Let us add one more example, the most striking of all, if the impressiveness of

an error is measured by the wisdom and virtue of him who falls into it. If ever

any one, possessed of power, had grounds for thinking himself the best and most

enlightened among his cotemporaries, it was the Emperor Marcus Aurelius.

Absolute monarch of the whole civilized world, he preserved through life not

only the most unblemished justice, but what was less to be expected from his

Stoical breeding, the tenderest heart. The few failings which are attributed to

him, were all on the side of indulgence: while his writings, the highest ethical

product of the ancient mind, differ scarcely perceptibly, if they differ at all,

from the most characteristic teachings of Christ. This man, a better Christian

in all but the dogmatic sense of the word, than almost any of the ostensibly

Christian sovereigns who have since reigned, persecuted Christianity. Placed at

the summit of all the previous attainments of humanity, with an open, unfettered

intellect, and a character which led him of himself to embody in his moral

writings the Christian ideal, he yet failed to see that Christianity was to be a

good and not an evil to the world, with his duties to which he was so deeply

penetrated. Existing society he knew to be in a deplorable state. But such as it

was, he saw or thought he saw, that it was held together and prevented from

being worse, by belief and reverence of the received divinities. As a ruler of

mankind, he deemed it his duty not to suffer society to fall in pieces; and saw

not how, if its existing ties were removed, any others could be formed which

could again knit it together. The new religion openly aimed at dissolving these

ties: unless, therefore, it was his duty to adopt that religion, it seemed to be

his duty to put it down. Inasmuch then as the theology of Christianity did not

appear to him true or of divine origin; inasmuch as this strange history of a

crucified God was not credible to him, and a system which purported to rest

entirely upon a foundation to him so wholly unbelievable, could not be foreseen

by him to be that renovating agency which, after all abatements, it has in fact

proved to be; the gentlest and most amiable of philosophers and rulers, under a

solemn sense of duty, authorized the persecution of Christianity. To my mind

this is one of the most tragical facts in all history. It is a bitter thought,

how different a thing the Christianity of the world might have been, if the

Christian faith had been adopted as the religion of the empire under the

auspices of Marcus Aurelius instead of those of Constantine. But it would be

equally unjust to him and false to truth, to deny, that no one plea which can be

urged for punishing anti-Christian teaching, was wanting to Marcus Aurelius for

punishing, as he did, the propagation of Christianity. No Christian more firmly

believes that Atheism is false, and tends to the dissolution of society, than

Marcus Aurelius believed the same things of Christianity; he who, of all men

then living, might have been thought the most capable of appreciating it. Unless

any one who approves of punishment for the promulgation of opinions, flatters

himself that he is a wiser and better man than Marcus Aurelius — more deeply

versed in the wisdom of his time, more elevated in his intellect above it — more

earnest in his search for truth, or more single-minded in his devotion to it

when found; — let him abstain from that assumption of the joint infallibility of

himself and the multitude, which the great Antoninus made with so unfortunate a

result.


Aware of the impossibility of defending the use of punishment for restraining

irreligious opinions, by any argument which will not justify Marcus Antoninus,

the enemies of religious freedom, when hard pressed, occasionally accept this

consequence, and say, with Dr. Johnson, that the persecutors of Christianity

were in the right; that persecution is an ordeal through which truth ought to

pass, and always passes successfully, legal penalties being, in the end,

powerless against truth, though sometimes beneficially effective against

mischievous errors. This is a form of the argument for religious intolerance,

sufficiently remarkable not to be passed without notice.

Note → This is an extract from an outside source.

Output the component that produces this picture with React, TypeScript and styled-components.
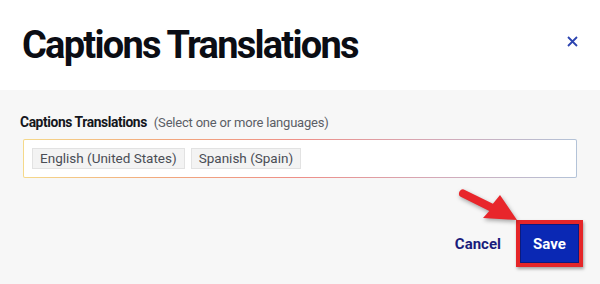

A theory which maintains that truth may justifiably be persecuted because

persecution cannot possibly do it any harm, cannot be charged with being

intentionally hostile to the reception of new truths; but we cannot commend the

generosity of its dealing with the persons to whom mankind are indebted for

them. To discover to the world something which deeply concerns it, and of which

it was previously ignorant; to prove to it that it had been mistaken on some

vital point of temporal or spiritual interest, is as important a service as a

human being can render to his fellow-creatures, and in certain cases, as in

those of the early Christians and of the Reformers, those who think with Dr.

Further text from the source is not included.